Die besonderen bilateralen Beziehungen zwischen Deutschland und Frankreich müssen auch künftig gelebt und ausgebaut werden. Dazu gehört, dass die bilateralen Institutionen wie der Ministerrat und die Treffen der Fachminister konkreten Mehrwert produzieren und über den symbolischen Charakter hinausgehen. Im Bereich der Arbeitsmarkt- und Sozialpolitik gilt es, die systematische Beteiligung der deutschen und französischen Sozialpartner anlässlich der Treffen der Arbeits- und Sozialminister aus Deutschland und Frankreich zu stärken und zu verstetigen.
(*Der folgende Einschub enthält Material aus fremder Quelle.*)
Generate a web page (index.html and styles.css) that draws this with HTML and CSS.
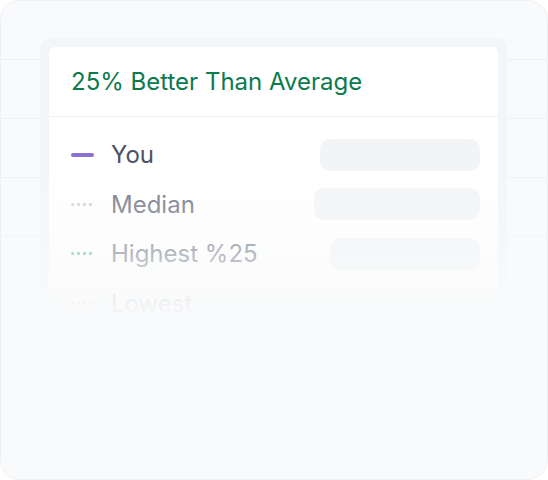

Der DGB fordert eine gemeinsame Arbeitsplanung der relevanten Ministerien und der Sozialpartner beider Länder und eine Übereinkunft über prioritäre Themenbereiche, sodass aus den bilateralen Beziehungen konkrete Initiativen und Projekte für die EU und für die bilaterale Zusammenarbeit entstehen.

Ein neuer lysée-Vertrag sollte die grenzüberschreitende Mobilität nach Kräften fördern, u.a. durch erhöhte Anstrengungen im Bereich der Berufsausbildung („Erasmus professionnel“), der umfassenden gegenseitigen Anerkennung von Qualifikationen im Sekundär- und Tertiärbereich und der vereinfachten Zusammenarbeit zwischen den Institutionen der Sozialversicherungen (nicht nur der Renten- und Arbeitslosenversicherungen, sondern auch bei der gesetzlichen Krankenversicherung).

Im Bereich der grenzüberschreitenden Zusammenarbeit sind für die Gewerkschaften die Interregionalen Gewerkschaftsräte (IGR) ein wichtiges Instrument für die nachhaltige Integration der Grenzräume unter fairen Bedingungen. Mit ihnen können ArbeitnehmerInnen- und Gewerkschaftsrechte durchgesetzt werden. Sie setzen sich für die Stärkung von Guter Arbeit und Mitbestimmung, die Bekämpfung von Diskriminierung und Ausgrenzung sowie den Schutz mobiler Arbeitnehmerinnen und Arbeitnehmer ein. Für den grenzüberschreitenden Arbeitsmarkt ist eine systematische Gesetzesfolgenabschätzung unter Einbindung der Sozialpartner anzustreben.